WORK TO DO ▸ Identify and reproduce every line holding the string "components".

INFORMATION PROVIDED ▸
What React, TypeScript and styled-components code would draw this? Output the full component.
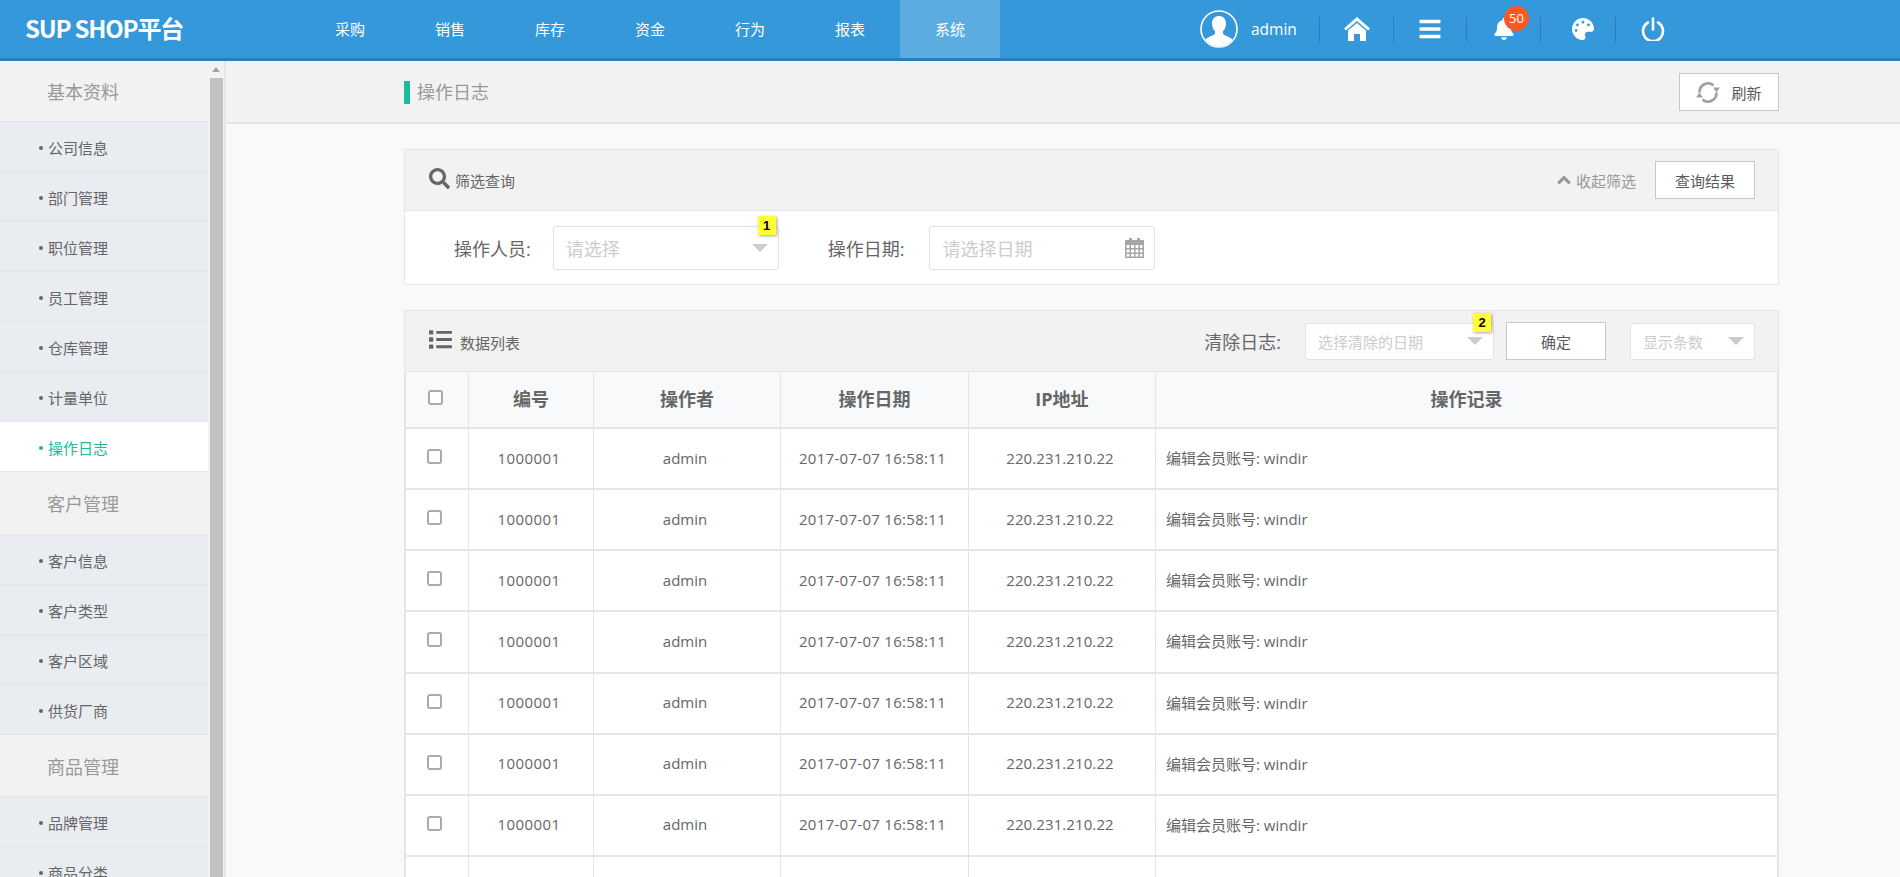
import React from "react"
import styled, {createGlobalStyle} from "styled-components"
import {FaBell, FaPalette, FaSearch, FaList, FaChevronUp, FaBars} from "react-icons/fa"

const GlobalStyle = createGlobalStyle`
  html, body {
    margin: 0;
    height: 100%;
    overflow: hidden;
  }
  body {
    font-family: "Open Sans", "Noto Sans CJK SC", sans-serif;
    color: #666;
    background: #f9f9f9;
  }
  #root {
    height: 100%;
  }
  * {
    box-sizing: border-box;
  }
`

const Page = styled.div`
  display: flex;
  flex-flow: column;
  height: 877px;
  overflow: hidden;
`

const TopBar = styled.header`
  display: flex;
  flex: none;
  height: 61px;
  background: #3498db;
  border-bottom: 3px solid #2a7db5;
  color: #fff;
`

const Logo = styled.div`
  width: 300px;
  padding-left: 25px;
  font: 700 24px/56px "Noto Sans CJK SC", sans-serif;
  letter-spacing: -1.2px;
`

const Nav = styled.nav`
  display: flex;
  width: 900px;
`

const NavItem = styled.a<{$active?: boolean}>`
  width: 100px;
  text-align: center;
  font-size: 15px;
  line-height: 58px;
  background: ${(p) => (p.$active ? "rgba(255, 255, 255, 0.2)" : "transparent")};
`

const UserArea = styled.div`
  display: flex;
  align-items: center;
  width: 119px;
  gap: 13px;
`

const Avatar = styled.svg`
  width: 38px;
  height: 38px;
`

const UserName = styled.span`
  font-size: 15.5px;
`

const ToolCell = styled.div<{$w: number; $shift?: number}>`
  position: relative;
  display: flex;
  align-items: center;
  justify-content: center;
  width: ${(p) => p.$w}px;
  height: 25px;
  padding-left: ${(p) => p.$shift ?? 0}px;
  align-self: center;
  border-left: 1px solid #2a7db5;
  font-size: 22px;
`

const Counter = styled.span`
  position: absolute;
  top: -11px;
  left: 37px;
  width: 25px;
  height: 25px;
  border-radius: 50%;
  background: #ff5722;
  font-size: 13px;
  line-height: 25px;
  text-align: center;
`

const Body = styled.div`
  display: flex;
  flex: 1;
  min-height: 0;
`

const SideBar = styled.aside`
  display: flex;
  flex: none;
  width: 226px;
  background: #f2f2f2;
  border-right: 2px solid #e5e5e5;
`

const SideMenu = styled.div`
  width: 208px;
  margin-right: 2px;
`

const Rail = styled.div`
  display: flex;
  flex-flow: column;
  width: 14px;
`

const RailArrow = styled.div`
  flex: none;
  height: 17px;
  padding: 6px 0 0 2px;

  &::before {
    content: "";
    display: block;
    width: 0;
    border: 4px solid transparent;
    border-top: 0;
    border-bottom: 5px solid #a3a3a3;
  }
`

const RailThumb = styled.div`
  flex: 1;
  width: 13px;
  background: #c1c1c1;
`

const GroupTitle = styled.div<{$h: number}>`
  height: ${(p) => p.$h}px;
  padding-left: 47px;
  border-bottom: 1px solid #e5e5e5;
  font-size: 18px;
  line-height: ${(p) => p.$h + 2}px;
  color: #999;
`

const MenuItem = styled.a<{$active?: boolean}>`
  display: flex;
  align-items: center;
  gap: 5px;
  height: 50px;
  padding: 2px 0 0 39px;
  font-size: 15px;
  color: ${(p) => (p.$active ? "#1abc9c" : "#666")};
  background: ${(p) => (p.$active ? "#fff" : "#e9ecf1")};
  border-bottom: 1px solid #e2e5ea;

  &::before {
    content: "";
    width: 4px;
    height: 4px;
    border-radius: 50%;
    background: ${(p) => (p.$active ? "#1abc9c" : "#666")};
  }
`

const Main = styled.main`
  flex: 1;
  min-width: 0;
`

const TitleBar = styled.div`
  display: flex;
  align-items: center;
  justify-content: space-between;
  height: 63px;
  padding: 1px 121px 0 178px;
  background: #f2f2f2;
  border-bottom: 2px solid #e5e5e5;
`

const PageTitle = styled.h1`
  margin: 0;
  padding-left: 7px;
  border-left: 6px solid #1abc9c;
  font-size: 18px;
  font-weight: 400;
  line-height: 23px;
  color: #999;
`

const Button = styled.button<{$w: number}>`
  display: flex;
  align-items: center;
  justify-content: center;
  gap: 11px;
  width: ${(p) => p.$w}px;
  height: 38px;
  padding: 0;
  background: #fff;
  border: 1px solid #c8c8c8;
  font: 15px "Open Sans", "Noto Sans CJK SC", sans-serif;
  color: #5a5a5a;
`

const Content = styled.div`
  padding: 25px 121px 0 178px;
`

const Panel = styled.section`
  margin-bottom: 25px;
  background: #fff;
  border: 1px solid #e5e5e5;
`

const PanelHead = styled.div`
  display: flex;
  align-items: center;
  height: 61px;
  padding: 0 23px 0 24px;
  background: #f2f2f2;
  border-bottom: 1px solid #e5e5e5;
`

const HeadIcon = styled.span`
  display: flex;
  margin-bottom: 4px;
  color: #666;
`

const PanelName = styled.span<{$gap: number; $drop: number}>`
  margin-left: ${(p) => p.$gap}px;
  padding-top: ${(p) => p.$drop}px;
  font-size: 15px;
`

const Collapse = styled.span`
  display: flex;
  align-items: center;
  gap: 5px;
  margin: 0 19px 0 auto;
  font-size: 15px;
  color: #999;
`

const FilterRow = styled.div`
  display: flex;
  align-items: center;
  gap: 22px;
  height: 73px;
  padding-left: 49px;
`

const FieldLabel = styled.label`
  font-size: 18px;
`

const DateField = styled.div`
  display: flex;
  align-items: center;
  gap: 25px;
  margin-left: 27px;
`

const Picker = styled.div<{$w: number; $h: number; $size: number}>`
  position: relative;
  display: flex;
  align-items: center;
  justify-content: space-between;
  width: ${(p) => p.$w}px;
  height: ${(p) => p.$h}px;
  padding: 0 10px 0 12px;
  background: #fff;
  border: 1px solid #e2e2e2;
  border-radius: 3px;
  font-size: ${(p) => p.$size}px;
  color: #ccc;
`

const Caret = styled.i`
  width: 0;
  border: 8px solid transparent;
  border-bottom: 0;
  border-top: 8px solid #ccc;
`

const StepTag = styled.b`
  position: absolute;
  top: -11px;
  right: 2px;
  width: 18px;
  height: 19px;
  background: #ffff33;
  box-shadow: 1px 1px 3px rgba(0, 0, 0, 0.35);
  font: 700 13px/19px "Liberation Sans", sans-serif;
  color: #000;
  text-align: center;
`

const ListTools = styled.div`
  display: flex;
  align-items: center;
  gap: 24px;
  margin-left: auto;
`

const ToolGroup = styled.div`
  display: flex;
  align-items: center;
  gap: 12px;
`

const Table = styled.table`
  width: 100%;
  table-layout: fixed;
  border-collapse: collapse;
`

const Th = styled.th<{$w?: number}>`
  width: ${(p) => (p.$w ? `${p.$w}px` : "auto")};
  height: 56px;
  padding: 0 0 3px;
  background: #f8f9fb;
  border: 1px solid #e5e5e5;
  border-top: 0;
  border-bottom-width: 2px;
  font-size: 18px;
  font-weight: 700;
`

const Td = styled.td<{$left?: boolean; $track?: number}>`
  height: 61.14px;
  padding: ${(p) => (p.$left ? "0 10px 2px" : "0 4px 2px 0")};
  text-align: ${(p) => (p.$left ? "left" : "center")};
  background: #fff;
  border: 1px solid #e5e5e5;
  border-bottom-width: 2px;
  font-size: 15px;
  letter-spacing: ${(p) => p.$track ?? 0}px;
`

const Check = styled.span<{$x: number}>`
  display: block;
  width: 15px;
  height: 15px;
  margin: 0 auto 2px ${(p) => p.$x}px;
  background: #fff;
  border: 2px solid #aaa;
  border-radius: 3px;
`

const groups = [
  {title: "基本资料", h: 61, items: ["公司信息", "部门管理", "职位管理", "员工管理", "仓库管理", "计量单位", "操作日志"]},
  {title: "客户管理", h: 63, items: ["客户信息", "客户类型", "客户区域", "供货厂商"]},
  {title: "商品管理", h: 62, items: ["品牌管理", "商品分类"]},
]

const navItems = ["采购", "销售", "库存", "资金", "行为", "报表", "系统"]
const rows = [0, 1, 2, 3, 4, 5, 6, 7]

function HomeIcon() {
  return (
    <svg width="26" height="24" viewBox="0 0 26 24" fill="#fff">
      <path d="M13 0 26 11.500 24 13.500 13 4 2 13.500 0 11.500z" />
      <path d="M13 6 22 13.500V24H16V17H10V24H4V13.500z" />
    </svg>
  )
}

function PowerIcon() {
  return (
    <svg width="24" height="24" viewBox="0 0 24 24" fill="none" stroke="#fff" strokeWidth="2.6" strokeLinecap="round">
      <path d="M7 5.500a10 10 0 1 0 10 0" />
      <path d="M12 1.500v11" />
    </svg>
  )
}

function RefreshIcon() {
  return (
    <svg width="24" height="21" viewBox="0 0 24 21" fill="none" stroke="#a0a0a0" strokeWidth="2.600">
      <path d="M3.500 10.500a8.500 9 0 0 1 14-7" />
      <path d="M20.500 10.500a8.500 9 0 0 1-14 7" />
      <path d="M17 5.500h7l-3.500 5z M7 15.500H0l3.500-5z" fill="#a0a0a0" stroke="none" />
    </svg>
  )
}

function CalendarIcon() {
  return (
    <svg width="19" height="20" viewBox="0 0 19 20" fill="#a6a6a6">
      <path d="M4 0h3v4H4zM12 0h3v4h-3z" />
      <path
        fillRule="evenodd"
        d="M0 2h19v18H0zM1.500 7v3h3V7zm4.500 0v3h3V7zm4.500 0v3h3V7zm4.500 0v3h2.500V7zM1.500 11.500v3h3v-3zm4.500 0v3h3v-3zm4.500 0v3h3v-3zm4.500 0v3h2.500v-3zM1.500 16v2.500h3V16zm4.500 0v2.500h3V16zm4.500 0v2.500h3V16zm4.500 0v2.500h2.500V16z"
      />
    </svg>
  )
}

export default function App() {
  return (
    <Page>
      <GlobalStyle />
      <TopBar>
        <Logo>SUP SHOP平台</Logo>
        <Nav>
          {navItems.map((n) => (
            <NavItem key={n} $active={n === "系统"}>
              {n}
            </NavItem>
          ))}
        </Nav>
        <UserArea>
          <Avatar viewBox="0 0 38 38">
            <circle cx="19" cy="19" r="18" fill="none" stroke="#fff" strokeWidth="1.6" />
            <path
              fill="#fff"
              d="M19 6c4.600 0 7 3.400 7 7.600 0 3-1.200 6-3 7.600v2.600c0 1.200 6.800 3 9.800 5.800A17.600 17.600 0 0 1 19 36.400a17.600 17.600 0 0 1-13.800-6.800c3-2.800 9.800-4.600 9.800-5.800v-2.600c-1.800-1.600-3-4.600-3-7.600C12 9.400 14.400 6 19 6z"
            />
          </Avatar>
          <UserName>admin</UserName>
        </UserArea>
        <ToolCell $w={74}>
          <HomeIcon />
        </ToolCell>
        <ToolCell $w={73}>
          <FaBars size={24} />
        </ToolCell>
        <ToolCell $w={74}>
          <FaBell />
          <Counter>50</Counter>
        </ToolCell>
        <ToolCell $w={75} $shift={10}>
          <FaPalette />
        </ToolCell>
        <ToolCell $w={75}>
          <PowerIcon />
        </ToolCell>
      </TopBar>
      <Body>
        <SideBar>
          <SideMenu>
            {groups.map((g) => (
              <div key={g.title}>
                <GroupTitle $h={g.h}>{g.title}</GroupTitle>
                {g.items.map((i) => (
                  <MenuItem key={i} $active={i === "操作日志"}>
                    {i}
                  </MenuItem>
                ))}
              </div>
            ))}
          </SideMenu>
          <Rail>
            <RailArrow />
            <RailThumb />
          </Rail>
        </SideBar>
        <Main>
          <TitleBar>
            <PageTitle>操作日志</PageTitle>
            <Button $w={100}>
              <RefreshIcon />
              刷新
            </Button>
          </TitleBar>
          <Content>
            <Panel>
              <PanelHead>
                <HeadIcon>
                  <FaSearch size={21} />
                </HeadIcon>
                <PanelName $gap={5} $drop={0}>
                  筛选查询
                </PanelName>
                <Collapse>
                  <FaChevronUp size={14} stroke="#999" strokeWidth={40} />
                  收起筛选
                </Collapse>
                <Button $w={100}>查询结果</Button>
              </PanelHead>
              <FilterRow>
                <FieldLabel>操作人员:</FieldLabel>
                <Picker $w={226} $h={44} $size={18}>
                  请选择
                  <Caret />
                  <StepTag>1</StepTag>
                </Picker>
                <DateField>
                  <FieldLabel>操作日期:</FieldLabel>
                  <Picker $w={226} $h={44} $size={18}>
                    请选择日期
                    <CalendarIcon />
                  </Picker>
                </DateField>
              </FilterRow>
            </Panel>
            <Panel>
              <PanelHead>
                <HeadIcon>
                  <FaList size={23} />
                </HeadIcon>
                <PanelName $gap={8} $drop={3}>
                  数据列表
                </PanelName>
                <ListTools>
                  <FieldLabel>清除日志:</FieldLabel>
                  <ToolGroup>
                    <Picker $w={189} $h={37} $size={15}>
                      选择清除的日期
                      <Caret />
                      <StepTag>2</StepTag>
                    </Picker>
                    <Button $w={100}>确定</Button>
                  </ToolGroup>
                  <Picker $w={125} $h={37} $size={15}>
                    显示条数
                    <Caret />
                  </Picker>
                </ListTools>
              </PanelHead>
              <Table>
                <thead>
                  <tr>
                    <Th $w={63}>
                      <Check $x={22} />
                    </Th>
                    <Th $w={125}>编号</Th>
                    <Th $w={187}>操作者</Th>
                    <Th $w={188}>操作日期</Th>
                    <Th $w={187}>IP地址</Th>
                    <Th>操作记录</Th>
                  </tr>
                </thead>
                <tbody>
                  {rows.map((r) => (
                    <tr key={r}>
                      <Td>
                        <Check $x={21} />
                      </Td>
                      <Td $track={0.4}>1000001</Td>
                      <Td>admin</Td>
                      <Td $track={0.3}>2017-07-07 16:58:11</Td>
                      <Td $track={0.1}>220.231.210.22</Td>
                      <Td $left>编辑会员账号: windir</Td>
                    </tr>
                  ))}
                </tbody>
              </Table>
            </Panel>
          </Content>
        </Main>
      </Body>
    </Page>
  )
}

TASK ANSWER ▸
What React, TypeScript and styled-components code would draw this? Output the full component.
import styled, {createGlobalStyle} from "styled-components"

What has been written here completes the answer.